Perhaps there were no weapons, Bush said, but it hardly mattered because he would have gone to war anyway. Even if there were no actual stockpiles, Blair and his ministers told us, there were definitely "weapons programs." Last week, the programs themselves evaporated. Blair told us (almost) straight that the intelligence was wrong. "I can apologize for the information that turned out to be wrong," he said, without actually doing so, "but I can't sincerely, at least, apologize for removing Saddam."
Bush's case for war is also unraveling. His defense secretary let slip this week that there was no "hard evidence" for a link between Saddam and terrorism in the shape of al-Qaida. The second U.S. viceroy of Iraq, L. Paul Bremer, said the U.S. troop numbers determined had been grossly inadequate for the job they had to do. The number of troops had been an ideological decision.
Now that the Iraq Survey Group has reported, it is clear beyond doubt that Iraq's deadly weapons capacity boiled down to a glint, if that, in Saddam's eye. In one of the more shameless examples of pre-emptive "spinning" we have heard, even from this government so addicted to "spin," the foreign secretary told us "the report highlights the nature of the threat from Saddam in terms of his intentions and capabilities in even starker terms than we have seen before." Try parsing that. Try translating it into plain English.
The ISG report tells us in no uncertain terms that the invasion of Iraq was grounded in little more substantial than figments of a fevered, post-9/11 imagination. The international "consensus" that Saddam constituted a global threat was incorrect. So much for U.N. Resolution 1441 that gave the United States and Britain their spurious excuse for war.
There was a failure of intelligence, on either side of the Atlantic, of historic proportions, the reasons for which need to be identified as a matter of urgency. More gravely, though, there was a historic failure of judgment on the part of a small group of national leaders. Trust us, they told us. They were credulous, they failed to consult broadly enough, they failed to exercise due responsibility -- and they were wrong.

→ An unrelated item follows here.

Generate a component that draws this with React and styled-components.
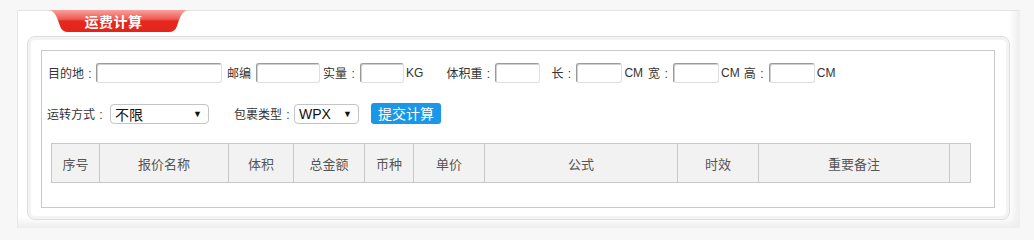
import styled, { createGlobalStyle } from 'styled-components'

const GlobalStyle = createGlobalStyle`
    html, body {
        margin: 0;
        padding: 0;
        background: #f7f7f7;
        font-family: "Liberation Sans", "Noto Sans CJK SC", sans-serif;
        color: #333;
    }
`

const Page = styled.div`
    padding: 10px 0 10px 17px;
`

const OuterPanel = styled.div`
    width: 1003px;
    box-sizing: border-box;
    background: #fff;
    border-top: 1px solid #e4e4e4;
    border-left: 1px solid #e8e8e8;
    box-shadow: inset -9px -9px 9px -3px rgba(0, 0, 0, 0.07);
    padding: 0 10px 8px 9px;
`

const Tab = styled.div`
    position: relative;
    margin-top: -1px;
    margin-left: 22px;
    width: 139px;
    height: 22px;
    display: flex;
    align-items: center;
    justify-content: center;
    padding-right: 10px;
    box-sizing: border-box;

    svg {
        position: absolute;
        left: 0;
        top: 0;
    }

    span {
        position: relative;
        color: #fff;
        font-weight: bold;
        font-size: 14px;
        font-family: "Noto Sans CJK SC", sans-serif;
        letter-spacing: 0.5px;
    }
`

const InnerPanel = styled.div`
    margin-top: 4px;
    border: 1px solid #dedede;
    border-radius: 8px;
    box-shadow: inset 0 0 0 3px #f3f3f3;
    padding: 13px 14px 11px 13px;
`

const FormBox = styled.div`
    border: 1px solid #c9c9c9;
    background: #fff;
    padding: 11px 0 24px 0;
`

const Row = styled.div`
    display: flex;
    align-items: center;
    height: 21px;
    padding-left: ${p => p.$pl || 6}px;
    margin-bottom: ${p => p.$mb || 0}px;
    font-size: 12px;
`

const Label = styled.span`
    margin-left: ${p => p.$ml || 0}px;
    margin-right: ${p => p.$mr || 0}px;
    white-space: nowrap;
    color: #333;
`

const Colon = styled.span`
    display: inline-block;
    width: 12px;
    text-align: center;
`

const Unit = styled.span`
    margin-left: 2px;
    font-size: 12px;
    color: #333;
`

const Input = styled.input`
    width: ${p => p.$w}px;
    height: 20px;
    box-sizing: border-box;
    border: 1px solid;
    border-color: #9a9a9a #dedede #dedede #9a9a9a;
    box-shadow: inset 1px 1px 0 #d0d0d0;
    border-radius: 3px;
    padding: 0 3px;
    background: #fff;
    outline: none;
`

const Select = styled.div`
    width: ${p => p.$w}px;
    height: 20px;
    box-sizing: border-box;
    border: 1px solid #c4c4c4;
    border-radius: 4px;
    margin-left: ${p => p.$ml || 0}px;
    display: flex;
    align-items: center;
    justify-content: space-between;
    padding: 0 6px 0 4px;
    font-size: 14px;
    color: #111;
    background: #fff;

    i {
        font-style: normal;
        font-size: 9px;
        color: #111;
    }
`

const Button = styled.button`
    margin-left: 12px;
    width: 70px;
    height: 21px;
    border: none;
    border-radius: 3px;
    background: #1b97ea;
    color: #fff;
    font-size: 14px;
    font-family: "Noto Sans CJK SC", sans-serif;
    padding: 0;
    line-height: 21px;
`

const Table = styled.table`
    margin: 19px 0 0 9px;
    width: 919px;
    border-collapse: collapse;
    table-layout: fixed;

    th {
        height: 38px;
        background: #f2f2f2;
        border: 1px solid #c8c8c8;
        font-weight: normal;
        font-size: 13px;
        color: #555;
        padding: 0;
        font-family: "Noto Sans CJK SC", sans-serif;
    }
`

const columns = [
    ['序号', 48],
    ['报价名称', 129],
    ['体积', 65],
    ['总金额', 71],
    ['币种', 49],
    ['单价', 71],
    ['公式', 193],
    ['时效', 81],
    ['重要备注', 191],
    ['', 21],
]

const App = () => {
    return (
        <Page>
            <GlobalStyle />
            <OuterPanel>
                <Tab>
                    <svg width="139" height="22" viewBox="0 0 139 22">
                        <defs>
                            <linearGradient id="tabRed" x1="0" y1="0" x2="0" y2="1">
                                <stop offset="0" stopColor="#f9a09c" />
                                <stop offset="0.42" stopColor="#ef5a52" />
                                <stop offset="0.5" stopColor="#e6281e" />
                                <stop offset="1" stopColor="#e4241a" />
                            </linearGradient>
                        </defs>
                        <path d="M0,0 H139 C133,1 131,7 128,16 Q126,22 120,22 H19 Q13,22 11,16 C8,7 6,1 0,0 Z" fill="url(#tabRed)" />
                    </svg>
                    <span>运费计算</span>
                </Tab>
                <InnerPanel>
                    <FormBox>
                        <Row $mb={20}>
                            <Label>目的地<Colon>:</Colon></Label>
                            <Input $w={126} />
                            <Label $ml={5} $mr={5}>邮编</Label>
                            <Input $w={64} />
                            <Label $ml={3} $mr={1}>实量<Colon>:</Colon></Label>
                            <Input $w={44} />
                            <Unit>KG</Unit>
                            <Label $ml={23} $mr={1}>体积重<Colon>:</Colon></Label>
                            <Input $w={45} />
                            <Label $ml={11} $mr={1}>长<Colon>:</Colon></Label>
                            <Input $w={46} />
                            <Unit>CM</Unit>
                            <Label $ml={5} $mr={1}>宽<Colon>:</Colon></Label>
                            <Input $w={46} />
                            <Unit>CM</Unit>
                            <Label $ml={4} $mr={1}>高<Colon>:</Colon></Label>
                            <Input $w={46} />
                            <Unit>CM</Unit>
                        </Row>
                        <Row $pl={5}>
                            <Label>运转方式<Colon>:</Colon></Label>
                            <Select $w={99} $ml={3}>
                                <span>不限</span>
                                <i>▼</i>
                            </Select>
                            <Label $ml={25}>包裹类型<Colon>:</Colon></Label>
                            <Select $w={65}>
                                <span>WPX</span>
                                <i>▼</i>
                            </Select>
                            <Button>提交计算</Button>
                        </Row>
                        <Table>
                            <colgroup>
                                {columns.map(([name, w], i) => (
                                    <col key={i} style={{ width: w }} />
                                ))}
                            </colgroup>
                            <thead>
                                <tr>
                                    {columns.map(([name], i) => (
                                        <th key={i}>{name}</th>
                                    ))}
                                </tr>
                            </thead>
                        </Table>
                    </FormBox>
                </InnerPanel>
            </OuterPanel>
        </Page>
    )
}

export default App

Spanish voters have already given their verdict on the judgment of their former prime minister. Australians have their chance this weekend. Americans should use their vote in less than four weeks' time to express their disgust with a president who rushed their country into so unnecessary and damaging a war. We British will probably have to wait at least until next year.
In the meantime, the very least that Blair should offer is a full apology. An apology for asking us to trust him so unconditionally. An apology for the lives of the British servicemen and the Iraqis who have been so needlessly lost. An apology for his judgment that turned out to be so flawed on a matter so crucial as peace and war. The final verdict will then rest, as it should, with the voters.